Tate has been given a five-year extension to the planning permission for its proposed National Art Collections Centre in Mandela Way.
Tate plans to build a new centre for the storage and conservation of national art collections in the yard of its existing Mandela Way premises.
It has teamed up with the National Portrait Gallery to share the proposed new facility – designed by Grimshaw Architects – which will include an 80-seat auditorium, cafe, training rooms and other public facilities.
Planning permission for the development lapsed in August but Tate has taken advantage of a change in Government planning rules to seek a five-year extension to the permission to enable it to raise funds for the scheme when the economy has picked up.
Donald Hyslop, Tate's director of regeneration and community partnerships, told Southwark's planning committee that the new centre is a long-held aspiration for Tate and an integral part of its future plans.

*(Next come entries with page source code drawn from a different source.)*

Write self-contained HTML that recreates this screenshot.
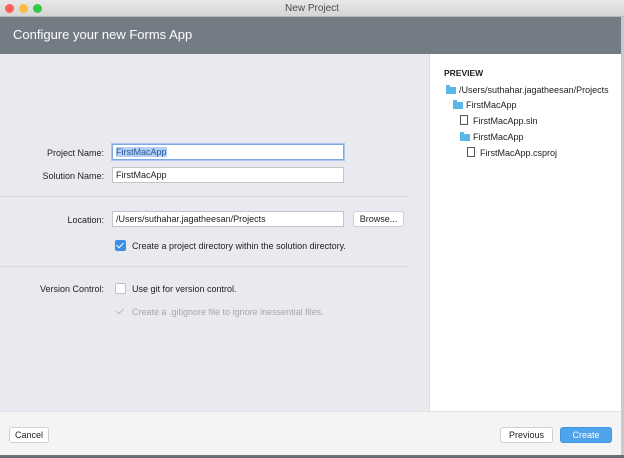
<!DOCTYPE html>
<html><head><meta charset="utf-8"><style>
*{box-sizing:border-box;margin:0;padding:0}
body{width:624px;height:458px;overflow:hidden;font-family:"Liberation Sans",sans-serif;font-size:9px;color:#222;background:#f4f4f4;position:relative}
.tb{position:absolute;left:0;top:0;width:624px;height:17px;background:linear-gradient(#e9e8e9,#d6d5d6);border-bottom:1px solid #b8b8b8;text-align:center;line-height:17px;font-size:10px;color:#4a4a4a}
.dot{position:absolute;top:4px;width:9px;height:9px;border-radius:50%}
.hd{position:absolute;left:0;top:17px;width:624px;height:37px;background:#737b84;color:#fff;font-size:13px;line-height:36px;padding-left:13px}
.main{position:absolute;left:0;top:54px;width:621px;height:357px;background:#e8eaef}
.pv{position:absolute;left:429px;top:54px;width:192px;height:357px;background:#fff;border-left:1px solid #dcdde0}
.foot{position:absolute;left:0;top:411px;width:621px;height:44px;background:#f4f4f4;border-top:1px solid #e2e2e2}
.rb{position:absolute;right:0;top:17px;width:3px;height:441px;background:#c9c9cc}
.bot{position:absolute;left:0;top:455px;width:624px;height:3px;background:#6b6f78}
.lbl{position:absolute;text-align:right;width:90px;font-size:9px;color:#222}
.in{position:absolute;height:16px;background:#fff;border:1px solid #c2c4c8;font-size:9px;line-height:14px;padding-left:3px}
.btn{position:absolute;height:16px;background:#fff;border:1px solid #cfd0d3;border-radius:3px;font-size:9px;line-height:14px;text-align:center;color:#222}
.cb{position:absolute;width:11px;height:11px;border-radius:2px}
.t{position:absolute;font-size:9px;white-space:nowrap}
.hr{position:absolute;left:0;width:408px;height:1px;background:#d6d8dc}
.fd{position:absolute;width:10px;height:7px;background:#5bb8e6}
.fd:before{content:"";position:absolute;left:0;top:-2px;width:4px;height:2px;background:#5bb8e6}
.fl{position:absolute;width:8px;height:10px;border:1px solid #555;background:#fff}
</style></head><body>
<div class="tb">New Project
<div class="dot" style="left:5px;background:#fc605c"></div>
<div class="dot" style="left:19px;background:#fdbc40"></div>
<div class="dot" style="left:33px;background:#34c84a"></div></div>
<div class="hd">Configure your new Forms App</div>
<div class="main">
<div class="lbl" style="left:14px;top:94px">Project Name:</div>
<div class="in" style="left:112px;top:90px;width:232px;border-color:#7fa8e0;box-shadow:0 0 0 1px #a9c6ef"><span style="background:#b3d0f5;color:#2a55a0">FirstMacApp</span></div>
<div class="lbl" style="left:14px;top:117px">Solution Name:</div>
<div class="in" style="left:112px;top:113px;width:232px">FirstMacApp</div>
<div class="hr" style="top:142px"></div>
<div class="lbl" style="left:14px;top:161px">Location:</div>
<div class="in" style="left:112px;top:157px;width:232px">/Users/suthahar.jagatheesan/Projects</div>
<div class="btn" style="left:353px;top:157px;width:51px">Browse...</div>
<div class="cb" style="left:115px;top:186px;background:#3b8fe6"><span style="position:absolute;left:3px;top:1px;width:4px;height:7px;border:solid #fff;border-width:0 1.5px 1.5px 0;transform:rotate(45deg)"></span></div>
<div class="t" style="left:132px;top:187px">Create a project directory within the solution directory.</div>
<div class="hr" style="top:212px"></div>
<div class="lbl" style="left:14px;top:230px">Version Control:</div>
<div class="cb" style="left:115px;top:229px;background:#fff;border:1px solid #bfc1c5"></div>
<div class="t" style="left:132px;top:230px">Use git for version control.</div>
<div class="cb" style="left:115px;top:252px"><span style="position:absolute;left:3px;top:1px;width:4px;height:7px;border:solid #bbb;border-width:0 1.5px 1.5px 0;transform:rotate(45deg)"></span></div>
<div class="t" style="left:132px;top:253px;color:#a5a7ab">Create a .gitignore file to ignore inessential files.</div>
</div>
<div class="pv">
<div class="t" style="left:14px;top:14px;font-weight:bold;font-size:8.5px">PREVIEW</div>
<div class="fd" style="left:16px;top:33px"></div><div class="t" style="left:29px;top:31px">/Users/suthahar.jagatheesan/Projects</div>
<div class="fd" style="left:23px;top:48px"></div><div class="t" style="left:36px;top:46px">FirstMacApp</div>
<div class="fl" style="left:30px;top:61px"></div><div class="t" style="left:43px;top:62px">FirstMacApp.sln</div>
<div class="fd" style="left:30px;top:80px"></div><div class="t" style="left:43px;top:78px">FirstMacApp</div>
<div class="fl" style="left:37px;top:93px"></div><div class="t" style="left:50px;top:94px">FirstMacApp.csproj</div>
</div>
<div class="foot">
<div class="btn" style="left:9px;top:15px;width:40px">Cancel</div>
<div class="btn" style="left:500px;top:15px;width:53px">Previous</div>
<div class="btn" style="left:560px;top:15px;width:52px;background:#4da3ec;border-color:#4096e0;color:#fff">Create</div>
</div>
<div class="rb"></div>
<div class="bot"></div>
</body></html>
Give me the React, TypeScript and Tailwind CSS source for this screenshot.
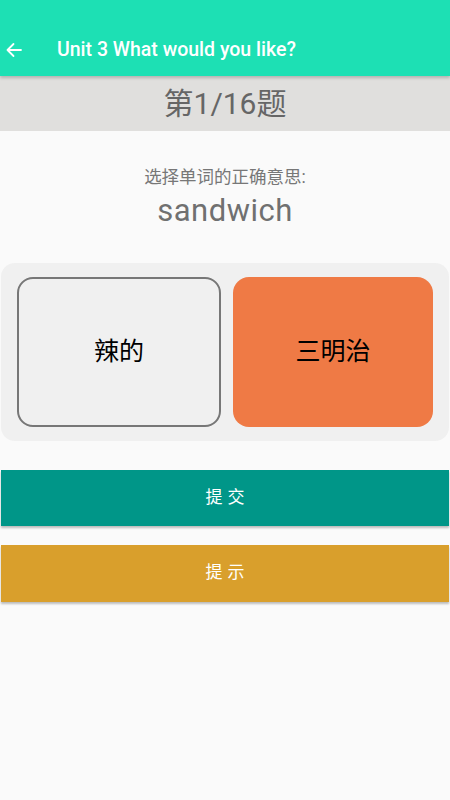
import React from "react";

export default function App() {
  const options = [
    { label: "辣的", selected: false },
    { label: "三明治", selected: true },
  ];

  return (
    <div
      className="w-[450px] h-[800px] bg-[#fafafa] flex flex-col"
      style={{ fontFamily: 'Roboto, "Noto Sans CJK SC", sans-serif' }}
    >
      {/* header */}
      <div className="h-[76px] bg-[#1de0b4] flex items-end pb-[17px] shadow-[0_2px_3px_rgba(0,0,0,0.2)] relative z-10">
        <svg
          className="ml-[6px] mb-[1px] w-[16px] h-[16px]"
          viewBox="0 0 16 16"
          fill="none"
          stroke="white"
          strokeWidth="1.8"
          strokeLinecap="round"
          strokeLinejoin="round"
        >
          <path d="M15 8H1.5M7.5 2L1.5 8l6 6" />
        </svg>
        <h1 className="ml-[35px] text-white text-[19.5px] font-medium leading-none">
          Unit 3 What would you like?
        </h1>
      </div>

      {/* progress */}
      <div className="h-[55px] bg-[#e0dfdd] flex items-center justify-center">
        <span className="text-[30px] text-[#666] leading-none">第1/16题</span>
      </div>

      {/* question */}
      <div className="flex flex-col items-center pt-[38px]">
        <p className="text-[17.5px] text-[#777] leading-none">选择单词的正确意思:</p>
        <p className="text-[31px] text-[#707070] leading-none mt-[8px] tracking-[0.5px]">sandwich</p>
      </div>

      {/* options */}
      <div className="mx-[1px] mt-[37px] h-[178px] bg-[#f0f0f0] rounded-[14px] flex gap-[12px] px-[16px] py-[14px]">
        {options.map((o) => (
          <div
            key={o.label}
            className={
              o.selected
                ? "flex-1 rounded-[16px] bg-[#ef7a45] flex items-center justify-center"
                : "flex-1 rounded-[16px] bg-[#f0f0f0] border-2 border-[#777] flex items-center justify-center"
            }
          >
            <span className="text-[25px] text-black">{o.label}</span>
          </div>
        ))}
      </div>

      {/* buttons */}
      <div className="flex flex-col gap-[19px] mt-[29px] mx-[1px]">
        <button className="h-[56px] bg-[#009688] text-white text-[17px] tracking-[5px] pl-[5px] shadow-[0_2px_2px_rgba(0,0,0,0.25)]">
          提交
        </button>
        <button className="h-[57px] bg-[#d99f2c] text-white text-[17px] tracking-[5px] pl-[5px] shadow-[0_2px_2px_rgba(0,0,0,0.25)]">
          提示
        </button>
      </div>
    </div>
  );
}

"The economic situation from the beginning of 2008 curtailed our ability to generate funds for our capital projects and consequently we had to focus our efforts on the Transforming Tate Modern project at Bankside which was granted permission in 2008," he said.
"We think we will be able to revert more fully to the [collections centre] project after 2012 when we think conditions will have improved and we think there will be more lottery funding available for the arts after the Olympics.
"In the meantime we haven't stood still on elements of the project and we've advanced our plans for sharing the store with the National Portrait Gallery which will ensure that it does become a national collections facility."
The planning committee voted unanimously to extend Tate's planning permission for the scheme.
In recent weeks a mock-up of part of the Tate Modern extension has been erected in the yard of the Tate Store in Mandela Way.